Bel exemple de persévérance, qui peut nous inspirer pour la construction de nos temples intérieurs. Cette persévérance en ces moments difficiles doit nous permettre de combattre la mort.
En cette période où nous ne pouvons pas joindre nos mains, est propice pour nous rappeler, l’indispensable persévérance à participer humblement au grand œuvre, en répondant présent dans le monde, ou encore en loge dès que cela sera possible.
Nous rappelant qu’il n’est pas nécessaire de réussir pour persévérer.
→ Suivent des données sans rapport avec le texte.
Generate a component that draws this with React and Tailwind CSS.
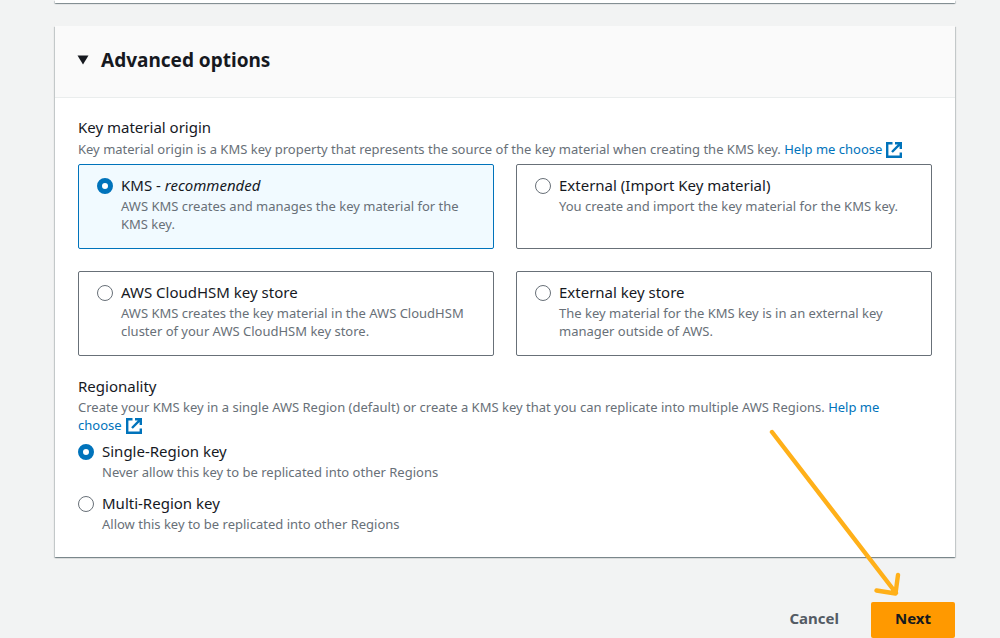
const originOptions = [
  {
    id: "kms",
    title: "KMS - ",
    note: "recommended",
    text: "AWS KMS creates and manages the key material for the KMS key.",
  },
  {
    id: "external",
    title: "External (Import Key material)",
    text: "You create and import the key material for the KMS key.",
  },
  {
    id: "cloudhsm",
    title: "AWS CloudHSM key store",
    text: "AWS KMS creates the key material in the AWS CloudHSM cluster of your AWS CloudHSM key store.",
  },
  {
    id: "external-store",
    title: "External key store",
    text: "The key material for the KMS key is in an external key manager outside of AWS.",
  },
];

const regionOptions = [
  {
    id: "single",
    title: "Single-Region key",
    text: "Never allow this key to be replicated into other Regions",
  },
  {
    id: "multi",
    title: "Multi-Region key",
    text: "Allow this key to be replicated into other Regions",
  },
];

const radioClass =
  "mt-[3px] size-4 shrink-0 appearance-none rounded-full border border-[#687078] bg-white checked:border-5 checked:border-[#0073bb]";

const panelShadow =
  "shadow-[0_1px_1px_0_rgba(0,28,36,0.3),1px_1px_1px_0_rgba(0,28,36,0.15),-1px_1px_1px_0_rgba(0,28,36,0.15)]";

function HelpLink({ href }) {
  return (
    <a href={href} className="text-[#0073bb]">
      Help me{" "}
      <span className="whitespace-nowrap">
        choose
        <svg
          viewBox="0 0 16 16"
          className="ml-1 inline-block size-4 align-[-4px]"
          fill="none"
          stroke="currentColor"
          strokeWidth="2.4"
          aria-hidden="true"
        >
          <path d="M6.5 1.2H1.2v13.6h13.6v-4.3" />
          <path d="M9 1.2h5.8V7M14.8 1.2 6 10" />
        </svg>
      </span>
    </a>
  );
}

function RadioOption({ option, name, checked, className }) {
  return (
    <label className={`flex gap-2 ${className}`}>
      <input type="radio" name={name} defaultChecked={checked} className={radioClass} />
      <span className="block">
        <span className="block text-[15px] leading-5 text-[#16191f]">
          {option.title}
          {option.note && <em>{option.note}</em>}
        </span>
        <span className="mt-0.5 block text-[13px] leading-[18px] text-[#687078]">
          {option.text}
        </span>
      </span>
    </label>
  );
}

export default function App() {
  return (
    <div className="min-h-screen bg-[#f2f3f3] pr-[45px] pl-[55px] font-['Noto_Sans',sans-serif] text-[#16191f]">
      <div className={`h-[3px] bg-white ${panelShadow}`} />

      <main>
        <section className={`mt-[23px] bg-white ${panelShadow}`}>
          <h2 className="border-b border-[#eaeded] bg-[#fafafa]">
            <button
              type="button"
              aria-expanded="true"
              className="flex w-full items-center gap-3 px-[22px] pt-5 pb-[23px] text-left text-[19px] leading-7 font-bold"
            >
              <svg viewBox="0 0 12 10" className="h-2.5 w-3 fill-[#16191f]" aria-hidden="true">
                <path d="M0.5 0.5h11L6 9.5z" />
              </svg>
              Advanced options
            </button>
          </h2>

          <div className="px-[23px] pt-[19px] pb-6">
            <fieldset>
              <legend className="text-[15px] leading-5">Key material origin</legend>
              <p className="mt-[3px] text-[13px] leading-[18px] text-[#687078]">
                Key material origin is a KMS key property that represents the source of the key
                material when creating the KMS key. <HelpLink href="#origin-help" />
              </p>
              <div className="mt-[6px] grid grid-cols-2 gap-[22px]">
                {originOptions.map((option) => (
                  <RadioOption
                    key={option.id}
                    option={option}
                    name="origin"
                    checked={option.id === "kms"}
                    className="rounded-xs border border-[#687078] bg-white px-[18px] pt-[10px] pb-[15px] has-checked:border-[#0073bb] has-checked:bg-[#f1faff]"
                  />
                ))}
              </div>
            </fieldset>

            <fieldset className="mt-5">
              <legend className="text-[15px] leading-5">Regionality</legend>
              <p className="mt-0.5 text-[13px] leading-[18px] text-[#687078]">
                Create your KMS key in a single AWS Region (default) or create a KMS key that you
                can replicate into multiple AWS Regions. <HelpLink href="#region-help" />
              </p>
              <div className="mt-[7px] flex flex-col gap-3">
                {regionOptions.map((option) => (
                  <RadioOption
                    key={option.id}
                    option={option}
                    name="regionality"
                    checked={option.id === "single"}
                    className=""
                  />
                ))}
              </div>
            </fieldset>
          </div>
        </section>

        <div className="relative mt-[45px] flex justify-end gap-3">
          <button
            type="button"
            className="rounded-xs px-5 pt-1.5 pb-2.5 text-[15px] leading-5 font-bold text-[#545b64]"
          >
            Cancel
          </button>
          <button
            type="button"
            className="rounded-xs bg-[#ff9900] px-6 pt-1.5 pb-2.5 text-[15px] leading-5 font-bold"
          >
            Next
          </button>
          <svg
            viewBox="0 0 140 172"
            className="pointer-events-none absolute right-[50px] bottom-[38px] h-[172px] w-[140px]"
            fill="none"
            stroke="#ffb019"
            strokeWidth="4.4"
            strokeLinecap="round"
            strokeLinejoin="round"
            aria-hidden="true"
          >
            <path d="M7 4 131 165M133 147l-2.500 18.500-19-3" />
          </svg>
        </div>
      </main>
    </div>
  );
}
Mais que nous devons garder en nous l’espérance, pour que la joie soit toujours dans nos cœurs.
Jean-François Guerry.
La vie n'est facile pour aucun de nous. Mais quoi, il faut avoir de la persévérance, et surtout de la confiance en soi. Il faut croire que l'on est doué pour quelque chose, et que, cette chose, il faut l'atteindre coûte que coûte.
Marie Curie.
Ce que j'aime en toi, c'est que tu continues tes travaux avec persévérance et âpreté, choses rares à notre époque où petits et grands ne travaillent que par fragments, sans avoir les uns ni la vue, les autres ni le courage de l'ensemble.
Citation de Gustave Flaubert ; Lettre à Emmanuel Vasse, le 4 juin 1846.
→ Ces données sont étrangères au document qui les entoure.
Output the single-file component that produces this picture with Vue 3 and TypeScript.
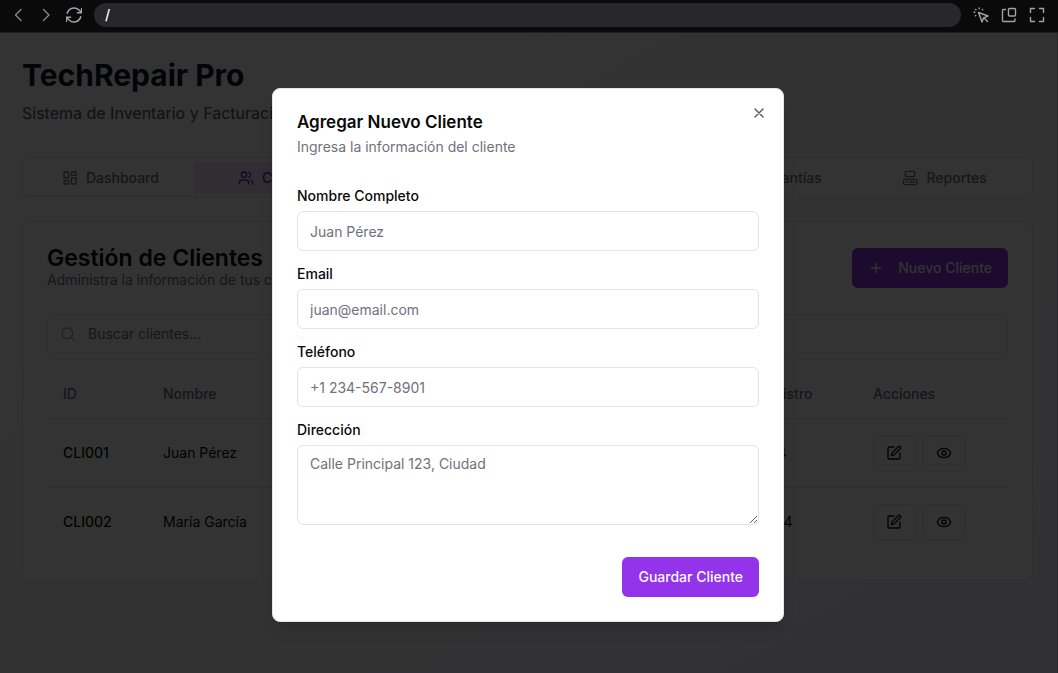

Quand vous avez fait une bonne œuvre, ne sentez-vous pas au dedans de vous-même quelque chose qui vous remue délicieusement ? Que peuvent donc contre vous les dénégations sarcastiques de l'incrédulité ? Le sentiment n'est-il pas une évidence ? Vous avez fait du bien, vous en avez été payé par une joie intérieure, c'est là une récompense bien réelle. On vous en promet une plus grande encore si vous persévérez. Persévérez donc, votre première récompense vous garantit la dernière.
Citation de Alfred Auguste Pilavoine ; Les pensées, mélanges et poésies (1845)
Savoir clairement ce qu'on veut, ce qu'on peut, ce qu'on doit facilite beaucoup la vie et donne du goût à la bataille. Mais ce qui nuit autant que le défaut d'ordre, c'est le manque de persévérance et de continuité. Si tu ne sais pas additionner tes efforts, tes idées, tes élans, par conséquent ton travail s'émiette, ta pensée se disperse, ta volonté s'évapore.
Citation de Henri-Frédéric Amiel ; Journal intime, le 17 octobre 1873.